Brief Description of the Drawings
[0008] These and other objects, features and advantages of this invention will be apparent
from the following detailed description of the preferred embodiments and best mode,
appended claims and accompanying drawings in which:
FIG. 1 is a cross sectional view of a diaphragm type carburetor embodying this invention
and having a purge mechanism mounted remotely of the carburetor;
FIG. 2 is an enlarged fragmentary view of a primer valve of the carburetor of FIG.
1; and
FIG. 3 is a cross sectional view of a carburetor according to a second embodiment
of the invention having a purge mechanism mounted on the carburetor.
Detailed Description of the Preferred Embodiments
[0009] Referring in more detail to the drawings, FIG. 1 illustrates a diaphragm type carburetor
10 having a remote purge mechanism 12 and a primer valve 14 communicating with a fuel
and air mixing passage 16 of the carburetor 10 and actuated by movement of a choke
valve 18 from its open position to its closed position to inject a small quantity
of liquid fuel into the fuel and air mixing passage 16. The liquid fuel injected into
the fuel and air mixing passage 16 provides a richer fuel and air mixture to the engine
which is desirable for initial starting of the engine.
[0010] The carburetor 10 has a body 20 through which the fuel and air mixing passage 16
is formed. A throttle valve 21 is received in the fuel and air mixing passage and
is rotatable between idle and wide open positions to control air and fuel flow through
the carburetor 10 and to the engine on which the carburetor 10 is used. The choke
valve 18 is upstream of the throttle valve 21 and has a valve head 23 mounted on a
shaft 25 extending into the fuel and air mixing passage 16. The shaft 25 is rotatable
to move the valve head 23 between an open position permitting a substantially unrestricted
or free flow of air through the fuel and air mixing passage 16 and a closed position
at least substantially restricting the flow of air through the fuel and air mixing
passage 16.
[0011] Desirably, the valve head 23 has a diameter slightly smaller than the diameter of
the portion of the fuel and air mixing passage in which it is received so that even
when the choke valve is in its closed position, sufficient air may pass through the
fuel and air mixing passage 16 for idle operation of the engine. This permits the
engine to operate after it is initially started and the choke valve is still in its
closed position necessary to start the engine. Alternatively, the choke valve head
23 may have one or more holes therethrough to permit the desired air flow when the
choke valve is closed.
[0012] The carburetor 10 has a main body 20 with a fuel pump plate 22 at one end and an
intermediate plate 24 sandwiched between the other end of the carburetor body 20 and
an air purge plate 26. A fuel pump diaphragm 28 is trapped between the fuel pump plate
22 and the carburetor body 20 to define a fuel pump chamber 30 on one side of the
diaphragm 28 and a pressure pulse chamber 32 on the other side. The pressure pulse
chamber 32 opens to a pressure pulse passage 34 extending to the exterior of the carburetor
body 20 and communicates with a crankcase chamber of the engine in assembly.

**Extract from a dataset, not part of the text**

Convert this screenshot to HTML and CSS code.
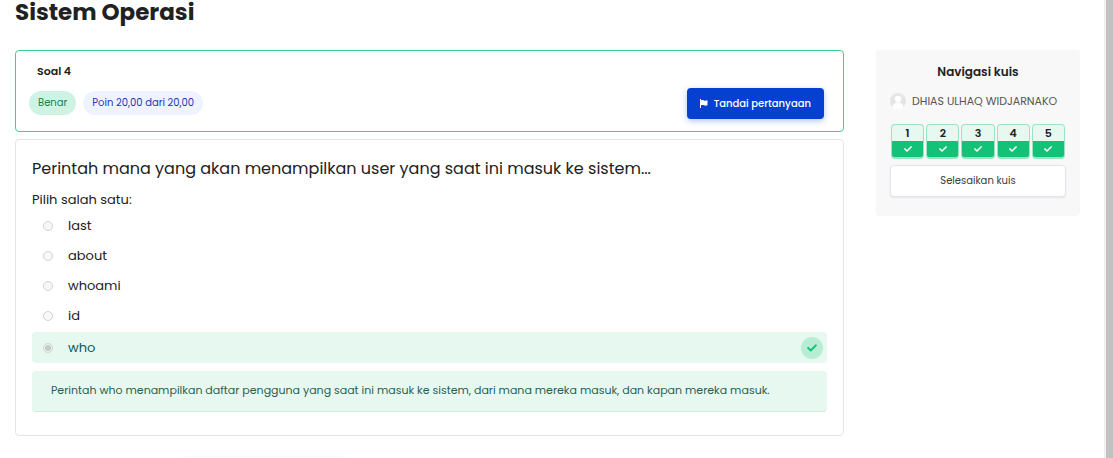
FILE: index.html
```html
<!DOCTYPE html>
<html lang="id">
<head>
<meta charset="utf-8">
<meta name="viewport" content="width=device-width, initial-scale=1">
<title>Sistem Operasi</title>
<link rel="stylesheet" href="styles.css">
</head>
<body>
<svg class="symbols" aria-hidden="true">
  <symbol id="check" viewBox="0 0 512 512"><path d="M173.900 439.400l-166.400-166.400c-10-10-10-26.200 0-36.200l36.200-36.200c10-10 26.200-10 36.200 0L192 312.700 432.100 72.600c10-10 26.200-10 36.200 0l36.200 36.200c10 10 10 26.200 0 36.200l-294.400 294.400c-10 10-26.200 10-36.200 0z"/></symbol>
</svg>
<div class="page">
  <div class="content">
    <h1 class="course-title">Sistem Operasi</h1>
    <div class="columns">
      <main class="quiz">
        <section class="info">
          <div>
            <h2 class="info-title">Soal 4</h2>
            <div class="badges">
              <span class="badge badge-correct">Benar</span>
              <span class="badge badge-points">Poin 20,00 dari 20,00</span>
            </div>
          </div>
          <button class="flag-button" type="button">
            <svg class="flag-icon" viewBox="0 0 8 9" aria-hidden="true"><path d="M0 0h1v1.500c1-.6 2-.5 3-.1s2 .3 3.500-.2v5c-1.500.6-2.500.5-3.500.1s-2-.5-3 0V9H0z"/></svg>
            Tandai pertanyaan
          </button>
        </section>
        <section class="question">
          <p class="question-text">Perintah mana yang akan menampilkan user yang saat ini masuk ke sistem...</p>
          <fieldset class="answers">
            <legend class="prompt">Pilih salah satu:</legend>
            <div class="option"><input class="radio" type="radio" name="answer" id="a1" disabled><label for="a1">last</label></div>
            <div class="option"><input class="radio" type="radio" name="answer" id="a2" disabled><label for="a2">about</label></div>
            <div class="option"><input class="radio" type="radio" name="answer" id="a3" disabled><label for="a3">whoami</label></div>
            <div class="option"><input class="radio" type="radio" name="answer" id="a4" disabled><label for="a4">id</label></div>
            <div class="option option-correct"><input class="radio" type="radio" name="answer" id="a5" checked disabled><label for="a5">who</label><span class="mark"><svg class="mark-icon" aria-hidden="true"><use href="#check"/></svg></span></div>
          </fieldset>
          <p class="feedback">Perintah who menampilkan daftar pengguna yang saat ini masuk ke sistem, dari mana mereka masuk, dan kapan mereka masuk.</p>
        </section>
        <div class="next-bar"></div>
      </main>
      <aside class="navigation">
        <h2 class="nav-title">Navigasi kuis</h2>
        <div class="user">
          <svg class="avatar" viewBox="0 0 16 16" aria-hidden="true"><circle cx="8" cy="8" r="8" fill="#e5e5e5"/><circle cx="8" cy="6" r="3.200" fill="#fff"/><path d="M2.500 14c.3-3 2.500-4.500 5.500-4.500s5.200 1.500 5.500 4.500L11 16H5z" fill="#fff"/></svg>
          <span>DHIAS ULHAQ WIDJARNAKO</span>
        </div>
        <nav class="numbers">
          <a class="number" href="#q1">1<span class="state"><svg class="state-icon" aria-hidden="true"><use href="#check"/></svg></span></a>
          <a class="number" href="#q2">2<span class="state"><svg class="state-icon" aria-hidden="true"><use href="#check"/></svg></span></a>
          <a class="number" href="#q3">3<span class="state"><svg class="state-icon" aria-hidden="true"><use href="#check"/></svg></span></a>
          <a class="number" href="#q4">4<span class="state"><svg class="state-icon" aria-hidden="true"><use href="#check"/></svg></span></a>
          <a class="number" href="#q5">5<span class="state"><svg class="state-icon" aria-hidden="true"><use href="#check"/></svg></span></a>
        </nav>
        <button class="finish-button" type="button">Selesaikan kuis</button>
      </aside>
    </div>
  </div>
  <div class="scroll-track"></div>
</div>
</body>
</html>
```
FILE: styles.css
```css
* { box-sizing: border-box; }
body {
  margin: 0;
  background: #fff;
  color: #212121;
  font-family: Poppins, Inter, "Open Sans", sans-serif;
  font-size: 13px;
}
h1, h2, p { margin: 0; }
button { font-family: inherit; cursor: pointer; }
.symbols { display: none; }
.page { display: flex; height: 100vh; overflow: hidden; }
.content { flex: 1; min-width: 0; padding: 0 24px 0 15px; }
.scroll-track { width: 9px; background: #c1c1c1; border-left: 2px solid #f0f0f0; }
.course-title { font-size: 23px; line-height: 24px; font-weight: 700; margin-bottom: 26px; }
.columns { display: flex; align-items: flex-start; gap: 32px; }
.quiz { flex: 1; min-width: 0; }

.info {
  display: flex;
  justify-content: space-between;
  align-items: flex-end;
  padding: 12px 19px 12px 13px;
  border: 1px solid #3dcf8e;
  border-radius: 4px;
  margin-bottom: 7px;
}
.info-title { font-size: 11px; line-height: 16px; font-weight: 600; margin: 0 0 12px 8px; }
.badges { display: flex; gap: 7px; margin-bottom: 4px; }
.badge { font-size: 10px; line-height: 24px; padding: 0 9px; border-radius: 12px; }
.badge-correct { background: #cff3e3; color: #1b7f52; }
.badge-points { background: #eff3ff; color: #1c38b8; }
.flag-button {
  display: flex;
  align-items: center;
  gap: 6px;
  height: 31px;
  padding: 0 13px;
  border: 0;
  border-radius: 4px;
  background: #0540d0;
  color: #fff;
  font-size: 10px;
  font-weight: 500;
  box-shadow: 0 2px 6px #0540d04d;
}
.flag-icon { width: 8px; height: 9px; fill: #fff; }

.question { padding: 17px 16px 23px; border: 1px solid #e5e5e5; border-radius: 4px; }
.question-text { font-size: 16px; line-height: 24px; margin-bottom: 9px; }
.answers { border: 0; margin: 0 0 8px; padding: 0; }
.prompt { padding: 0; line-height: 20px; margin-bottom: 1px; }
.option { display: flex; align-items: center; gap: 15px; height: 30px; padding: 0 4px 0 11px; }
.option-correct { height: 31px; margin-top: 1px; border-radius: 4px; background: #e7f8f0; color: #0c5a50; }
.radio {
  appearance: none;
  width: 10px;
  height: 10px;
  margin: 0;
  border: 1px solid #d2d2d2;
  border-radius: 50%;
  background: #f8f8f8;
}
.radio:checked { padding: 1px; background: #c8c8c8 content-box; }
.mark {
  display: grid;
  place-items: center;
  width: 22px;
  height: 22px;
  margin-left: auto;
  border-radius: 50%;
  background: #b7ecd5;
}
.mark-icon { width: 10px; height: 10px; fill: #13c177; }
.feedback {
  padding: 9px 19px 11px;
  border-bottom: 1px solid #cfeee0;
  border-radius: 4px;
  background: #e7f8f0;
  color: #285f50;
  font-size: 11px;
  line-height: 20px;
}
.next-bar { width: 160px; height: 32px; margin: 26px 0 0 170px; border-radius: 4px; box-shadow: 0 0 8px #0540d026; }

.navigation { width: 204px; padding: 14px 14px 19px; border-radius: 4px; background: #f8f8f8; }
.nav-title { font-size: 12px; line-height: 16px; font-weight: 600; text-align: center; margin-bottom: 13px; }
.user { display: flex; align-items: center; gap: 6px; font-size: 11px; line-height: 16px; color: #555; white-space: nowrap; }
.avatar { width: 16px; height: 16px; flex: none; }
.numbers { display: grid; grid-template-columns: repeat(5, 1fr); gap: 2px; margin: 15px 1px 6px; }
.number {
  overflow: hidden;
  border: 1px solid #9be4c3;
  border-bottom-width: 2px;
  border-radius: 4px;
  background: #e7f8f0;
  color: #212121;
  font-size: 11px;
  font-weight: 600;
  line-height: 16px;
  text-align: center;
  text-decoration: none;
}
.state { display: grid; place-items: center; height: 16px; background: #13c177; }
.state-icon { width: 8px; height: 8px; fill: #fff; }
.finish-button {
  display: block;
  width: 100%;
  height: 32px;
  border: 1px solid #e2e5f0;
  border-radius: 4px;
  background: #fff;
  color: #3b3b44;
  font-size: 10px;
  box-shadow: 0 1px 2px #00003014;
}
```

[0013] A negative pressure pulse communicated from the engine crankcase to the pressure
pulse chamber 32 displaces the fuel pump diaphragm 28 in a direction tending to increase
the volume of the fuel pump chamber 30 thereby drawing fuel from a fuel reservoir
through an inlet fitting 36 and inlet passage 38 formed through the carburetor body
20. The decrease in pressure in the fuel pump chamber 30 opens an inlet valve 40,
which is preferably a flap type valve integral with the diaphragm 28, to permit fluid
flow into the fuel pump chamber 30. Thereafter, a positive pressure pulse from the
engine crankcase displaces the fuel pump diaphragm 28 in a direction tending to decrease
the volume of the fuel pump chamber 30 thereby increasing the pressure within the
fuel pump chamber 30. The increased pressure in the fuel pump chamber 30 opens an
outlet valve 42, which is also preferably a flap type valve integral with the fuel
pump diaphragm 28, to permit fluid flow through the outlet valve 42 into an outlet
chamber 44 which leads to an inlet valve 46 of a fuel metering system 48 of the carburetor
10.
[0014] The fuel metering system 48 has a diaphragm controlled inlet valve 46 with a needle
shaped valve head 50 and a shank 52 which is actuated by a lever arm 54 connected
at one end to the shank 52, fulcrumed between its ends on a pin 56 and having a control
finger 58 actuated at its free end by a fuel metering diaphragm 60. The inlet valve
46 is yieldably urged to its closed position bearing on a valve seat 62 by a coil
spring 64 and is actuated to an open position by movement of the diaphragm 60. The
coil spring 64 is received in a pocket 66 in the body 20 and bears on the finger 58
of the lever arm 54. The fuel metering diaphragm 60 is trapped between the carburetor
body 20 and the intermediate plate 24 to define a dry or air chamber 68 on one side
communicating with the atmosphere through a vent opening 70 and a fuel metering chamber
72 on the other side of the diaphragm 60 communicating with the inlet valve 46.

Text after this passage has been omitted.